In Asia-Pacific, rapid capacity expansion, advanced materials development and scale manufacturing have driven innovation in plastic film polarizers and in cost-effective glass treatment processes. Regional OEMs and suppliers in Asia-Pacific are also focusing on high-volume qualification and tight integration with consumer electronics supply chains, enabling faster adoption of new polarizer types for both value and premium vehicle segments. Taken together, these regional differences necessitate tailored market entry approaches, local validation plans and region-specific commercial models.
Leading companies in the polarizer ecosystem are balancing investments across technological innovation, vertical integration and collaborative partnerships to secure competitive advantage. Product-centric firms are deepening material science capabilities to deliver lower-reflectance coatings and multi-layer stacks optimized for curved glass and flexible substrates, while system integrators are focusing on co-development programs with OEMs to ensure that polarizer performance aligns with display electronics and camera-based sensing systems. This blending of capabilities is shifting the competitive map toward entities that can offer both component excellence and system-level validation support.
At the same time, scale-oriented manufacturers are leveraging process automation and lean manufacturing to lower per-unit variability and improve throughput for film-based polarizers, enabling them to bid for both OEM programs and large aftermarket contracts. Strategic partnerships, including joint development agreements and long-term supply contracts, are becoming more common as OEMs seek predictable supply and as component suppliers seek guaranteed volume commitments to justify capital investments. Additionally, companies that provide strong qualification support, post-installation service, and documentation for regulatory compliance are achieving preferential consideration during sourcing rounds.
Finally, a subset of firms is differentiating through aftermarket enablement, offering certified retrofit kits and fitment-friendly designs that reduce installation complexity. These commercial approaches widen addressable customer segments and increase resilience by diversifying revenue channels between OEMs and aftermarket opportunities.
Leaders seeking to capture sustainable advantage in the polarizer domain should adopt a set of prioritized, actionable measures. First, align product roadmaps with the most demanding application requirements by investing in targeted material development for curvature, thermal tolerance and anti-glare performance, thereby reducing integration friction with modern display stacks. Second, reconfigure procurement strategies to include multi-sourcing and nearshoring options for critical optical components, which will mitigate tariff risk and compress supply lead times while preserving cost competitiveness.
Third, structure supplier agreements to include joint validation milestones and shared quality metrics so that supplier innovation contributes directly to reduced qualification timeframes. Fourth, embed lifecycle and recyclability criteria into component specifications to anticipate regional regulatory trends and to meet OEM sustainability targets, which can also differentiate bids during sourcing competitions. Fifth, develop aftermarket-certified products and service frameworks to monetize retrofit demand and to capture data on in-service performance that can loop back into product improvements.
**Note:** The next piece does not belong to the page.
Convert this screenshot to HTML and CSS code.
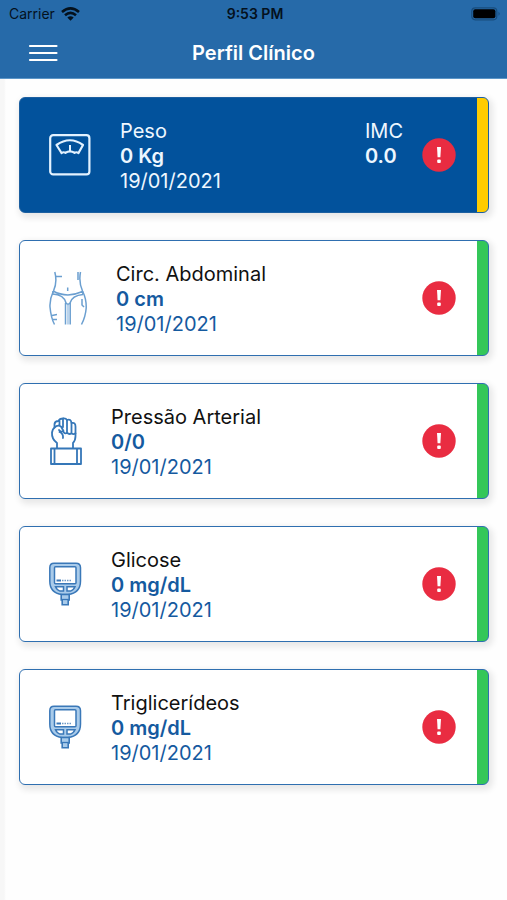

Lastly, invest in cross-functional capability building-combining optical engineering, systems integration and regulatory intelligence-to ensure rapid translation of insights into producible designs. By adopting these measures, leaders can reduce time-to-market, improve margin profile, and enhance resilience across both OEM and aftermarket channels.
The research underpinning this analysis combines primary qualitative engagement with industry stakeholders and structured secondary intelligence to create a robust, triangulated view of the polarizer landscape. Primary inputs included interviews with optical engineers, procurement leaders, tier suppliers and systems integrators to capture technical performance priorities, qualification hurdles and procurement strategies. These conversations were supplemented by facility visits and process reviews where feasible to validate manufacturing constraints and assembly-line integration considerations.
Secondary inputs encompassed peer-reviewed materials science literature, patent landscape assessments, and publicly available regulatory documentation to quantify performance thresholds and material compliance expectations. Data from logistics and trade flows informed scenarios around tariff exposure and supply chain responsiveness. Throughout the study, iterative expert validation workshops were used to reconcile divergent perspectives and to stress-test conclusions against real-world program constraints.
Quality controls included cross-validation of technical claims against independent lab reports where accessible, sensitivity analysis around procurement and tariff assumptions, and an audit trail documenting sources and interview contexts. This mixed-methods framework ensures that conclusions are supported by both grounded engineering insight and broader market intelligence, offering readers a balanced and actionable foundation for strategy development.
In closing, the convergence of advanced display architectures, evolving vehicle electrification, and shifting trade policies creates a complex but navigable environment for polarizer stakeholders. Technical differentiation will increasingly hinge on the ability to tailor optical stacks to specific applications-whether combiner HUDs, windshield projection solutions, central infotainment screens, or electrochromic smart mirrors-while maintaining manufacturability and regulatory compliance. Strategic procurement and supplier collaboration will determine which firms can consistently deliver validated components at the scale and reliability OEM programs demand.
Moreover, regional nuances in manufacturing capability, regulatory emphasis and buyer preferences mean that a one-size-fits-all commercial approach will underperform. Instead, companies that deploy regionally tailored qualification strategies, invest in near-market validation, and align product features with local sustainability expectations will secure preferred supplier positions. The cumulative policy shifts and technological advances also favor organizations that adopt flexible sourcing models and a strong capability in materials engineering.
Taken together, the analysis points to clear imperatives: deepen technical partnerships with OEMs, prioritize material and integration R&D for emerging display formats, and rework procurement playbooks to balance cost and resilience. Those who act decisively will be best positioned to translate optical innovation into durable commercial advantage.